(Exercise objective): Restate the listing that follows word for word, without its pictures.

:: Data shown

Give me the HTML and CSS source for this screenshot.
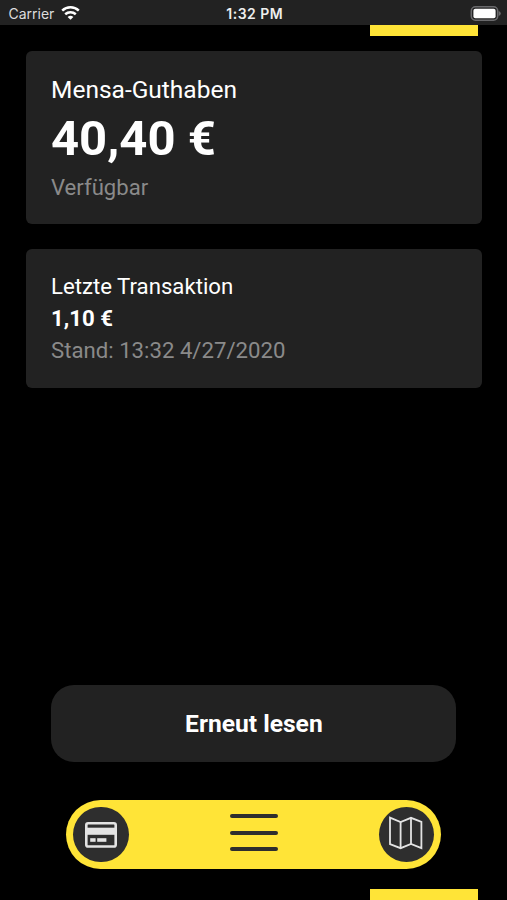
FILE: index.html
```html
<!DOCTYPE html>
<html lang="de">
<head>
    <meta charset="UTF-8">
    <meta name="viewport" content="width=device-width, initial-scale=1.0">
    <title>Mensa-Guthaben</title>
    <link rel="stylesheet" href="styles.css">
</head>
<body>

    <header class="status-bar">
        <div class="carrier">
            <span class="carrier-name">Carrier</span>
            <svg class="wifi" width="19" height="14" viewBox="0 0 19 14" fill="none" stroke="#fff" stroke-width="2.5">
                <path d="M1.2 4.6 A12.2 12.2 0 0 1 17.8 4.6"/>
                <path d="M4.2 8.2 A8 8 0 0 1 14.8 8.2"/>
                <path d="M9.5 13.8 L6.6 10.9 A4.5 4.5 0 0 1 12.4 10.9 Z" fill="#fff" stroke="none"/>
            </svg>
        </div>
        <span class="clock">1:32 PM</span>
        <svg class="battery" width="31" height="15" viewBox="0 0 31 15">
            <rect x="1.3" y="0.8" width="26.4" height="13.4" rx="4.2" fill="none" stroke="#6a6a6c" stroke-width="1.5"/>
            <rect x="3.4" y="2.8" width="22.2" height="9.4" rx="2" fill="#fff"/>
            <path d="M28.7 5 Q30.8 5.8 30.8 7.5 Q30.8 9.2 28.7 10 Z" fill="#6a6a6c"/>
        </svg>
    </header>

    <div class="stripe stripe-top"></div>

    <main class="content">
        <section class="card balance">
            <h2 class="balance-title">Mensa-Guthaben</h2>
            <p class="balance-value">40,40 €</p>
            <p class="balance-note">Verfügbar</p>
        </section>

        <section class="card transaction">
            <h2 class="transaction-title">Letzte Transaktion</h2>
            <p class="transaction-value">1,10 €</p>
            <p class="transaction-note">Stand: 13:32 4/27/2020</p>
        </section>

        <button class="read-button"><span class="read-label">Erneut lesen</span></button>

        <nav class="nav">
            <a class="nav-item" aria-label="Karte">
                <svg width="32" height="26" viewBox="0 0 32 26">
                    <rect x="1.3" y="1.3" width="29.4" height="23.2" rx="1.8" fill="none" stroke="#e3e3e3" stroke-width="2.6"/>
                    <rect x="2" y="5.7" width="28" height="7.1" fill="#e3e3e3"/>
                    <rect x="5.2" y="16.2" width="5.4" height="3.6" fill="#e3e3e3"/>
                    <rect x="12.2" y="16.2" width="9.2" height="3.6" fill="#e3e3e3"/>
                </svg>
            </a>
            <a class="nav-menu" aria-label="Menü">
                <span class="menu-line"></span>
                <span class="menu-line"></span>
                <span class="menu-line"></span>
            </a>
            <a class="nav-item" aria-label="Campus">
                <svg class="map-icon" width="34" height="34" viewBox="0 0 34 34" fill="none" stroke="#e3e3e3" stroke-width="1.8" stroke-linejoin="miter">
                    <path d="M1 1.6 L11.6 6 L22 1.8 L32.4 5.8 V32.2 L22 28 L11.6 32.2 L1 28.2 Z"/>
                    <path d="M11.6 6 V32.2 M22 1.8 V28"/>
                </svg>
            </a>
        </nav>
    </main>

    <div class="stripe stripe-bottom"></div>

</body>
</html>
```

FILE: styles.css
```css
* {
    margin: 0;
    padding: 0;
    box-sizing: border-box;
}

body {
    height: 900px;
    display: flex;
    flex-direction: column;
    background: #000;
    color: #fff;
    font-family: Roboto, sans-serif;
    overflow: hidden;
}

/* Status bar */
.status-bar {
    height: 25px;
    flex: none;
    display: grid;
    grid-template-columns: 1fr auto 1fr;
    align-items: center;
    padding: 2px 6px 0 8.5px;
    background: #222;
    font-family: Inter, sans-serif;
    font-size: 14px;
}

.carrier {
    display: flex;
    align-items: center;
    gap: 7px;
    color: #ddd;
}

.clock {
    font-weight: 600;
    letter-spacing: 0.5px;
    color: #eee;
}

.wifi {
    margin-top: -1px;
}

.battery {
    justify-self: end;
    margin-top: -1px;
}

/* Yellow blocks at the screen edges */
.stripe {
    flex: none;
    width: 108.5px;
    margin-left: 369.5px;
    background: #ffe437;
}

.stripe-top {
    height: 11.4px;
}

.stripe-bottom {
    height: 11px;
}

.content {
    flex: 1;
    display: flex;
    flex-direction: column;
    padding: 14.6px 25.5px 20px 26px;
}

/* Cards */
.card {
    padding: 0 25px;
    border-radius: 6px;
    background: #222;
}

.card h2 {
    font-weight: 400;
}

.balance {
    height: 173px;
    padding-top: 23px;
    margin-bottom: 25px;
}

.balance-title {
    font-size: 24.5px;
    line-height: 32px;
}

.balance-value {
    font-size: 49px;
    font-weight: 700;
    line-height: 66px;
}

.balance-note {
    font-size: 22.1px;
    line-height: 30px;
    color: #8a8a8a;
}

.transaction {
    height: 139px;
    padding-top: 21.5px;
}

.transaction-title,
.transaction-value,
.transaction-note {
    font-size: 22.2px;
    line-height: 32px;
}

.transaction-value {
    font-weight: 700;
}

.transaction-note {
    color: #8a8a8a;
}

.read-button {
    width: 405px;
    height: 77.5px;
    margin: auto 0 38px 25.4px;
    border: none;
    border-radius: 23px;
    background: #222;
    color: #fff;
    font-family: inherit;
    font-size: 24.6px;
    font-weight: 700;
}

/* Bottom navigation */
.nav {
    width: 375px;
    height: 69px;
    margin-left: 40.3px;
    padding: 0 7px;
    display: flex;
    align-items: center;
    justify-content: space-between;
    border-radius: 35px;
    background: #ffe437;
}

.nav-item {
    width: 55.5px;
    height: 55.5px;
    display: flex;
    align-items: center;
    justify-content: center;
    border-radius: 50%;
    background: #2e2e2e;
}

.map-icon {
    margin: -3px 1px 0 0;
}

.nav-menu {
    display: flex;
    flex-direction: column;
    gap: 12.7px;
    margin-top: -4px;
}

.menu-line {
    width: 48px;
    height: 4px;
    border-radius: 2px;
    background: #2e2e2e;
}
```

::::

(The solution):
Give me the HTML and CSS source for this screenshot.
FILE: index.html
```html
<!DOCTYPE html>
<html lang="de">
<head>
    <meta charset="UTF-8">
    <meta name="viewport" content="width=device-width, initial-scale=1.0">
    <title>Mensa-Guthaben</title>
    <link rel="stylesheet" href="styles.css">
</head>
<body>

    <header class="status-bar">
        <div class="carrier">
            <span class="carrier-name">Carrier</span>
            <svg class="wifi" width="19" height="14" viewBox="0 0 19 14" fill="none" stroke="#fff" stroke-width="2.5">
                <path d="M1.2 4.6 A12.2 12.2 0 0 1 17.8 4.6"/>
                <path d="M4.2 8.2 A8 8 0 0 1 14.8 8.2"/>
                <path d="M9.5 13.8 L6.6 10.9 A4.5 4.5 0 0 1 12.4 10.9 Z" fill="#fff" stroke="none"/>
            </svg>
        </div>
        <span class="clock">1:32 PM</span>
        <svg class="battery" width="31" height="15" viewBox="0 0 31 15">
            <rect x="1.3" y="0.8" width="26.4" height="13.4" rx="4.2" fill="none" stroke="#6a6a6c" stroke-width="1.5"/>
            <rect x="3.4" y="2.8" width="22.2" height="9.4" rx="2" fill="#fff"/>
            <path d="M28.7 5 Q30.8 5.8 30.8 7.5 Q30.8 9.2 28.7 10 Z" fill="#6a6a6c"/>
        </svg>
    </header>

    <div class="stripe stripe-top"></div>

    <main class="content">
        <section class="card balance">
            <h2 class="balance-title">Mensa-Guthaben</h2>
            <p class="balance-value">40,40 €</p>
            <p class="balance-note">Verfügbar</p>
        </section>

        <section class="card transaction">
            <h2 class="transaction-title">Letzte Transaktion</h2>
            <p class="transaction-value">1,10 €</p>
            <p class="transaction-note">Stand: 13:32 4/27/2020</p>
        </section>

        <button class="read-button"><span class="read-label">Erneut lesen</span></button>

        <nav class="nav">
            <a class="nav-item" aria-label="Karte">
                <svg width="32" height="26" viewBox="0 0 32 26">
                    <rect x="1.3" y="1.3" width="29.4" height="23.2" rx="1.8" fill="none" stroke="#e3e3e3" stroke-width="2.6"/>
                    <rect x="2" y="5.7" width="28" height="7.1" fill="#e3e3e3"/>
                    <rect x="5.2" y="16.2" width="5.4" height="3.6" fill="#e3e3e3"/>
                    <rect x="12.2" y="16.2" width="9.2" height="3.6" fill="#e3e3e3"/>
                </svg>
            </a>
            <a class="nav-menu" aria-label="Menü">
                <span class="menu-line"></span>
                <span class="menu-line"></span>
                <span class="menu-line"></span>
            </a>
            <a class="nav-item" aria-label="Campus">
                <svg class="map-icon" width="34" height="34" viewBox="0 0 34 34" fill="none" stroke="#e3e3e3" stroke-width="1.8" stroke-linejoin="miter">
                    <path d="M1 1.6 L11.6 6 L22 1.8 L32.4 5.8 V32.2 L22 28 L11.6 32.2 L1 28.2 Z"/>
                    <path d="M11.6 6 V32.2 M22 1.8 V28"/>
                </svg>
            </a>
        </nav>
    </main>

    <div class="stripe stripe-bottom"></div>

</body>
</html>
```

FILE: styles.css
```css
* {
    margin: 0;
    padding: 0;
    box-sizing: border-box;
}

body {
    height: 900px;
    display: flex;
    flex-direction: column;
    background: #000;
    color: #fff;
    font-family: Roboto, sans-serif;
    overflow: hidden;
}

/* Status bar */
.status-bar {
    height: 25px;
    flex: none;
    display: grid;
    grid-template-columns: 1fr auto 1fr;
    align-items: center;
    padding: 2px 6px 0 8.5px;
    background: #222;
    font-family: Inter, sans-serif;
    font-size: 14px;
}

.carrier {
    display: flex;
    align-items: center;
    gap: 7px;
    color: #ddd;
}

.clock {
    font-weight: 600;
    letter-spacing: 0.5px;
    color: #eee;
}

.wifi {
    margin-top: -1px;
}

.battery {
    justify-self: end;
    margin-top: -1px;
}

/* Yellow blocks at the screen edges */
.stripe {
    flex: none;
    width: 108.5px;
    margin-left: 369.5px;
    background: #ffe437;
}

.stripe-top {
    height: 11.4px;
}

.stripe-bottom {
    height: 11px;
}

.content {
    flex: 1;
    display: flex;
    flex-direction: column;
    padding: 14.6px 25.5px 20px 26px;
}

/* Cards */
.card {
    padding: 0 25px;
    border-radius: 6px;
    background: #222;
}

.card h2 {
    font-weight: 400;
}

.balance {
    height: 173px;
    padding-top: 23px;
    margin-bottom: 25px;
}

.balance-title {
    font-size: 24.5px;
    line-height: 32px;
}

.balance-value {
    font-size: 49px;
    font-weight: 700;
    line-height: 66px;
}

.balance-note {
    font-size: 22.1px;
    line-height: 30px;
    color: #8a8a8a;
}

.transaction {
    height: 139px;
    padding-top: 21.5px;
}

.transaction-title,
.transaction-value,
.transaction-note {
    font-size: 22.2px;
    line-height: 32px;
}

.transaction-value {
    font-weight: 700;
}

.transaction-note {
    color: #8a8a8a;
}

.read-button {
    width: 405px;
    height: 77.5px;
    margin: auto 0 38px 25.4px;
    border: none;
    border-radius: 23px;
    background: #222;
    color: #fff;
    font-family: inherit;
    font-size: 24.6px;
    font-weight: 700;
}

/* Bottom navigation */
.nav {
    width: 375px;
    height: 69px;
    margin-left: 40.3px;
    padding: 0 7px;
    display: flex;
    align-items: center;
    justify-content: space-between;
    border-radius: 35px;
    background: #ffe437;
}

.nav-item {
    width: 55.5px;
    height: 55.5px;
    display: flex;
    align-items: center;
    justify-content: center;
    border-radius: 50%;
    background: #2e2e2e;
}

.map-icon {
    margin: -3px 1px 0 0;
}

.nav-menu {
    display: flex;
    flex-direction: column;
    gap: 12.7px;
    margin-top: -4px;
}

.menu-line {
    width: 48px;
    height: 4px;
    border-radius: 2px;
    background: #2e2e2e;
}
```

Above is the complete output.